[A run of records]
# # # #
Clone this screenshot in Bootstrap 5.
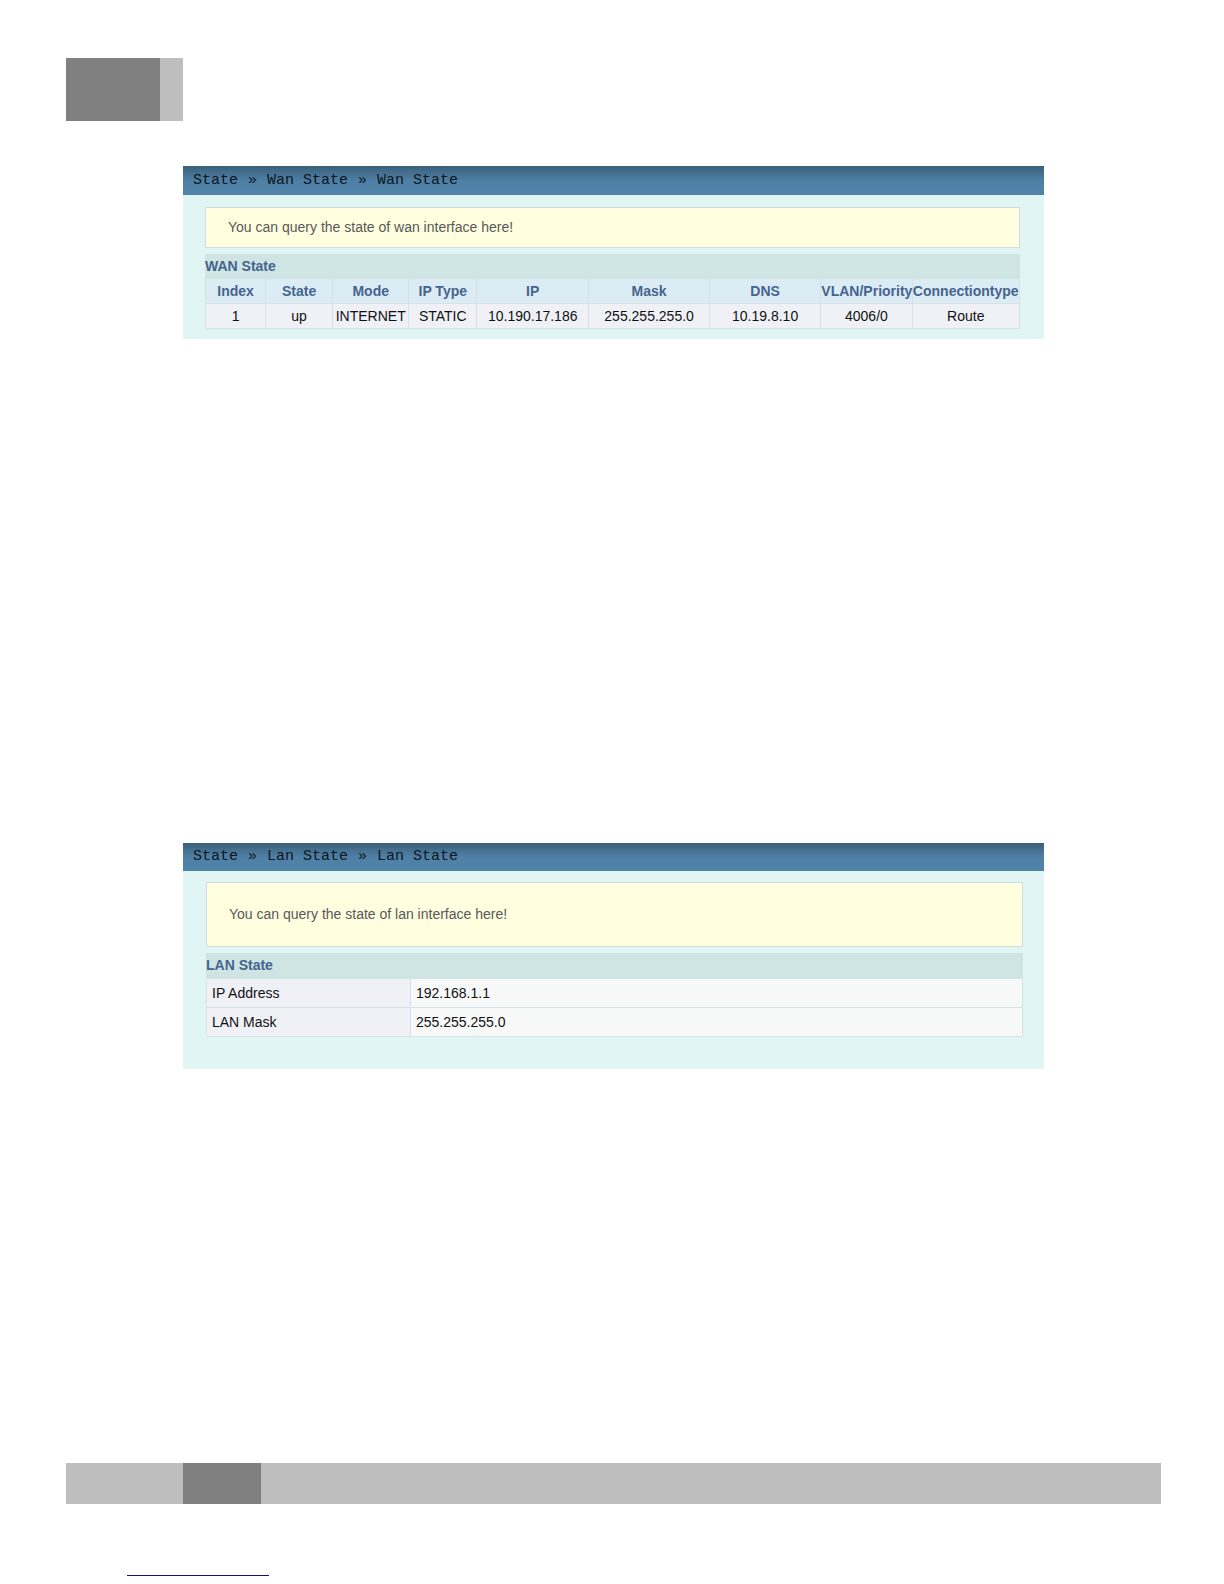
<!DOCTYPE html>
<html lang="en">
<head>
<meta charset="utf-8">
<meta name="viewport" content="width=device-width, initial-scale=1">
<title>WAN and LAN State</title>
<link href="https://cdn.jsdelivr.net/npm/bootstrap@5.3.0/dist/css/bootstrap.min.css" rel="stylesheet">
<style>
body { font-family: "Liberation Sans", Arial, sans-serif; font-size: 14px; line-height: 20px; color: #111; background: #fff; }
.sheet { padding: 58px 63px 8px 66px; }
.tab-mark { width: 117px; height: 63px; background: #bebebe; }
.tab-mark div { width: 94px; background: #808080; }
.sheet-content { padding: 45px 117px 0; }
.state-panel { background: #e1f5f5; }
.wan-panel { padding-bottom: 10px; margin-bottom: 504px; }
.lan-panel { padding-bottom: 32px; margin-bottom: 80px; }
.title-bar { height: 29px; padding-left: 10px; background: linear-gradient(#3a607a, #4f7fa5 50%, #5084aa); --bs-breadcrumb-divider: "»"; }
.lan-panel .title-bar { height: 28px; }
.title-bar .breadcrumb { font: 15px/30px "Liberation Mono", monospace; --bs-breadcrumb-font-size: 15px; --bs-breadcrumb-item-padding-x: 10px; --bs-breadcrumb-divider-color: #0b1620; --bs-breadcrumb-item-active-color: #0b1620; color: #0b1620; }
.lan-panel .breadcrumb { line-height: 28px; }
.panel-inner { padding: 12px 24px 0 22px; }
.lan-panel .panel-inner { padding: 11px 21px 0 23px; }
.notice { background: #ffffe0; border: 1px solid #cddde2; color: #585858; line-height: 19px; padding: 10px 22px; margin-bottom: 6px; }
.lan-panel .notice { padding-top: 22px; padding-bottom: 22px; }
.state-table { table-layout: fixed; border-collapse: collapse; }
.state-table caption { caption-side: top; line-height: 19px; padding: 3px 0; background: #cee5e4; color: #45648f; font-weight: bold; }
.state-table td, .state-table th { padding: 2px 0; border: 1px solid #d5e3e6; background: #f0f1f7; font-weight: normal; white-space: nowrap; }
.state-table thead th { background: #dcecf4; color: #45648f; font-weight: bold; border-top: 0; }
.state-table.lan-table td, .state-table.lan-table th { padding: 4px 5px; }
.state-table.lan-table td { background: #f7f8f8; }
.foot-bar { height: 41px; background: #bebebe; padding-left: 117px; margin-bottom: 71px; }
.foot-bar div { width: 78px; background: #808080; }
.foot-rule { width: 142px; height: 1px; margin-left: 61px; background: #101080; }
</style>
</head>
<body>
<div class="sheet min-vh-100 d-flex flex-column">
  <header class="tab-mark d-flex"><div></div></header>
  <main class="sheet-content">
    <section class="state-panel wan-panel">
      <nav class="title-bar" aria-label="WAN breadcrumb">
        <ol class="breadcrumb mb-0 flex-nowrap"><li class="breadcrumb-item">State</li><li class="breadcrumb-item">Wan State</li><li class="breadcrumb-item active">Wan State</li></ol>
      </nav>
      <div class="panel-inner">
        <div class="notice">You can query the state of wan interface here!</div>
        <table class="state-table w-100 text-center">
          <caption>WAN State</caption>
          <colgroup><col style="width:7.4%"><col style="width:8.2%"><col style="width:9.4%"><col style="width:8.3%"><col style="width:13.8%"><col style="width:14.8%"><col style="width:13.7%"><col style="width:11.2%"><col style="width:13.2%"></colgroup>
          <thead><tr><th scope="col">Index</th><th scope="col">State</th><th scope="col">Mode</th><th scope="col">IP Type</th><th scope="col">IP</th><th scope="col">Mask</th><th scope="col">DNS</th><th scope="col">VLAN/Priority</th><th scope="col">Connectiontype</th></tr></thead>
          <tbody><tr><td>1</td><td>up</td><td>INTERNET</td><td>STATIC</td><td>10.190.17.186</td><td>255.255.255.0</td><td>10.19.8.10</td><td>4006/0</td><td>Route</td></tr></tbody>
        </table>
      </div>
    </section>
    <section class="state-panel lan-panel">
      <nav class="title-bar" aria-label="LAN breadcrumb">
        <ol class="breadcrumb mb-0 flex-nowrap"><li class="breadcrumb-item">State</li><li class="breadcrumb-item">Lan State</li><li class="breadcrumb-item active">Lan State</li></ol>
      </nav>
      <div class="panel-inner">
        <div class="notice">You can query the state of lan interface here!</div>
        <table class="state-table lan-table w-100">
          <caption>LAN State</caption>
          <colgroup><col class="w-25"><col class="w-75"></colgroup>
          <tbody><tr><th scope="row">IP Address</th><td>192.168.1.1</td></tr><tr><th scope="row">LAN Mask</th><td>255.255.255.0</td></tr></tbody>
        </table>
      </div>
    </section>
  </main>
  <footer class="mt-auto">
    <div class="foot-bar d-flex"><div></div></div>
    <div class="foot-rule"></div>
  </footer>
</div>
<script src="https://cdn.jsdelivr.net/npm/bootstrap@5.3.0/dist/js/bootstrap.bundle.min.js"></script>
</body>
</html>
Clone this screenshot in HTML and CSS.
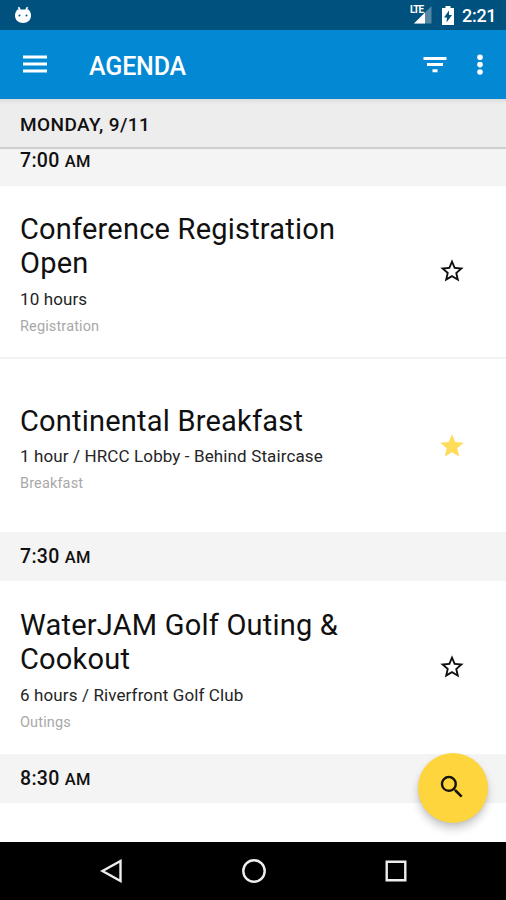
FILE: index.html
```html
<!DOCTYPE html>
<html lang="en">
<head>
<meta charset="utf-8">
<title>Agenda</title>
<link rel="stylesheet" href="styles.css">
</head>
<body>
<div class="screen">
  <header class="status">
    <svg class="droid" viewBox="0 0 18 18" width="18" height="18"><path d="M4.500 1.200 6 4M13.500 1.200 12 4" stroke="#fff" stroke-width="1.700"/><path d="M3.500 3.500h11C16 5 17 7 17 9.500c0 4.600-3.500 7.500-8 7.500s-8-2.900-8-7.500C1 7 2 5 3.500 3.500z" fill="#fff"/><circle cx="5.500" cy="9.500" r="1" fill="#00517d"/><circle cx="12.500" cy="9.500" r="1" fill="#00517d"/></svg>
    <div class="signal">
      <svg viewBox="0 0 18 18" width="18" height="18"><path d="M17.500 0v17.500H0z" fill="#5488a5"/><path d="M11 6.500v11H0z" fill="#fff"/></svg>
      <span class="lte">LTE</span>
    </div>
    <svg class="battery" viewBox="0 0 12 19" width="12" height="19"><path d="M3.500 0h5v2H12v17H0V2h3.500z" fill="#fff"/><path d="M7 4.500 2 11.500h3L4.500 16.500 10 9H7z" fill="#00517d"/></svg>
    <span class="clock">2:21</span>
  </header>
  <nav class="toolbar">
    <svg class="menu" viewBox="0 0 24 18" width="24" height="18"><path d="M0 2h24M0 9h24M0 16h24" stroke="#fff" stroke-width="3"/></svg>
    <h1>AGENDA</h1>
    <svg class="filter" viewBox="0 0 24 18" width="24" height="18"><path d="M.5 2.500h23M4 8.500h16M9.500 14.700h5" stroke="#fff" stroke-width="3"/></svg>
    <svg class="more" viewBox="0 0 6 22" width="6" height="22"><g fill="#fff"><circle cx="3" cy="3.200" r="2.800"/><circle cx="3" cy="10.600" r="2.800"/><circle cx="3" cy="18" r="2.800"/></g></svg>
  </nav>
  <div class="date">MONDAY, 9/11</div>
  <main class="list">
    <h2 class="time first">7:00 <small>AM</small></h2>
    <article class="event registration">
      <div class="info"><h3>Conference Registration Open</h3><p class="detail">10 hours</p><p class="kind">Registration</p></div>
      <svg class="star" viewBox="0 0 24 24" width="28" height="28"><path d="M22 9.240l-7.190-.620L12 2 9.190 8.630 2 9.240l5.460 4.730L5.820 21 12 17.270 18.180 21l-1.630-7.030L22 9.240zM12 15.400l-3.760 2.270 1-4.280-3.320-2.880 4.380-.380L12 6.100l1.710 4.040 4.380.380-3.320 2.880 1 4.280L12 15.400z"/></svg>
    </article>
    <article class="event breakfast">
      <div class="info"><h3>Continental Breakfast</h3><p class="detail">1 hour / HRCC Lobby - Behind Staircase</p><p class="kind">Breakfast</p></div>
      <svg class="star saved" viewBox="0 0 24 24" width="28" height="28"><path d="M12 17.270 18.180 21l-1.640-7.030L22 9.240l-7.190-.610L12 2 9.190 8.630 2 9.240l5.460 4.730L5.820 21z"/></svg>
    </article>
    <h2 class="time">7:30 <small>AM</small></h2>
    <article class="event golf">
      <div class="info"><h3>WaterJAM Golf Outing &amp; Cookout</h3><p class="detail">6 hours / Riverfront Golf Club</p><p class="kind">Outings</p></div>
      <svg class="star" viewBox="0 0 24 24" width="28" height="28"><path d="M22 9.240l-7.190-.620L12 2 9.190 8.630 2 9.240l5.460 4.730L5.820 21 12 17.270 18.180 21l-1.630-7.030L22 9.240zM12 15.400l-3.760 2.270 1-4.280-3.320-2.880 4.380-.380L12 6.100l1.710 4.040 4.380.380-3.320 2.880 1 4.280L12 15.400z"/></svg>
    </article>
    <h2 class="time">8:30 <small>AM</small></h2>
  </main>
  <div class="fab"><svg viewBox="0 0 24 24" width="30" height="30"><path d="M15.500 14h-.790l-.280-.270A6.471 6.471 0 0 0 16 9.500 6.500 6.500 0 1 0 9.500 16c1.610 0 3.090-.590 4.230-1.570l.270.280v.790l5 4.990L20.490 19l-4.990-5zm-6 0C7.010 14 5 11.990 5 9.500S7.010 5 9.500 5 14 7.010 14 9.500 11.990 14 9.500 14z" fill="#17150a"/></svg></div>
  <footer class="navbar">
    <svg viewBox="0 0 26 26" width="26" height="26"><path d="M22.500 3v20L4.500 13z"/></svg>
    <svg viewBox="0 0 26 26" width="26" height="26"><circle cx="13" cy="13" r="10.700"/></svg>
    <svg viewBox="0 0 26 26" width="26" height="26"><path d="M3.700 3.700h18.600v18.600H3.700z"/></svg>
  </footer>
</div>
</body>
</html>
```
FILE: styles.css
```css
* { box-sizing: border-box; margin: 0; padding: 0; }
svg { display: block; flex: none; }
body { font-family: Roboto, sans-serif; background: #fff; color: #101010; }
.screen { position: relative; width: 506px; height: 900px; display: flex; flex-direction: column; overflow: hidden; }

.status { flex: none; height: 30px; background: #00517d; display: flex; align-items: center; padding: 0 10px 0 14px; }
.signal { position: relative; margin-left: auto; margin-right: 10px; padding-left: 4px; }
.lte { position: absolute; left: 0; top: -1px; font-size: 10px; line-height: 9px; font-weight: 700; letter-spacing: -1px; color: #fff; background: #00517d; }
.clock { margin-left: 8px; width: 34px; padding-top: 1px; font-size: 18px; font-weight: 500; line-height: 30px; color: #fff; white-space: nowrap; letter-spacing: -.3px; }

.toolbar { flex: none; height: 69px; background: #0388d4; display: flex; align-items: center; padding: 0 23px; color: #fff; }
.menu { margin-top: -2px; }
.toolbar h1 { margin-left: 42px; padding-top: 3px; font-size: 25px; font-weight: 500; letter-spacing: -.15px; }
.filter { margin-left: auto; margin-right: 30px; }

.date { flex: none; height: 50px; padding-left: 20px; font-size: 19px; font-weight: 500; line-height: 51px; letter-spacing: .4px; background: linear-gradient(#dcdcdc, #ededed 5px); border-bottom: 2px solid #cfcfcf; }
.list { flex: 1; min-height: 0; overflow: hidden; }
.time { height: 49px; padding-left: 20px; background: #f4f4f4; font-size: 19.500px; font-weight: 500; line-height: 49px; letter-spacing: .3px; }
.time small { font-size: 16.500px; letter-spacing: .2px; }
.time.first { height: 37px; line-height: 23px; }

.event { height: 173px; display: flex; padding: 0 40px 0 20px; justify-content: space-between; }
.info { width: 340px; }
.event h3 { font-size: 29px; line-height: 34px; font-weight: 400; letter-spacing: .21px; }
.detail { margin-top: 6px; font-size: 17px; line-height: 26px; letter-spacing: .12px; color: #242424; white-space: nowrap; }
.kind { margin-top: 1px; font-size: 14.500px; line-height: 26px; letter-spacing: .14px; color: #a8a8a8; }
.registration { padding-top: 26px; border-bottom: 2px solid #f3f3f3; }
.registration .kind { margin-top: 2px; }
.breakfast { padding-top: 45px; }
.breakfast .detail { margin-top: 5px; }
.breakfast .kind { margin-top: 2px; }
.golf { padding-top: 27px; }
.golf .kind { margin-top: 2px; }
.star { fill: #111; margin-top: 45px; }
.star.saved { fill: #ffdc5a; margin-top: 28px; }

.fab { position: absolute; left: 418px; top: 753px; width: 70px; height: 70px; border-radius: 50%; background: #ffd53e; display: flex; align-items: center; justify-content: center; box-shadow: 0 6px 9px rgba(0, 0, 0, .2), 0 1px 3px rgba(0, 0, 0, .08); }
.fab svg { margin: -2px 2px 0 0; }
.navbar { flex: none; height: 58px; background: #000; display: flex; align-items: center; justify-content: space-between; padding: 0 97px 0 98px; }
.navbar svg { fill: none; stroke: #eee; stroke-width: 2.400; }
```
# # # #
» **PROBLEM TO WORK ON**: Copy every line of the data that holds the string "this".

» **COMPLETED EXERCISE**:
Clone this screenshot in Bootstrap 5.
Clone this screenshot in HTML and CSS.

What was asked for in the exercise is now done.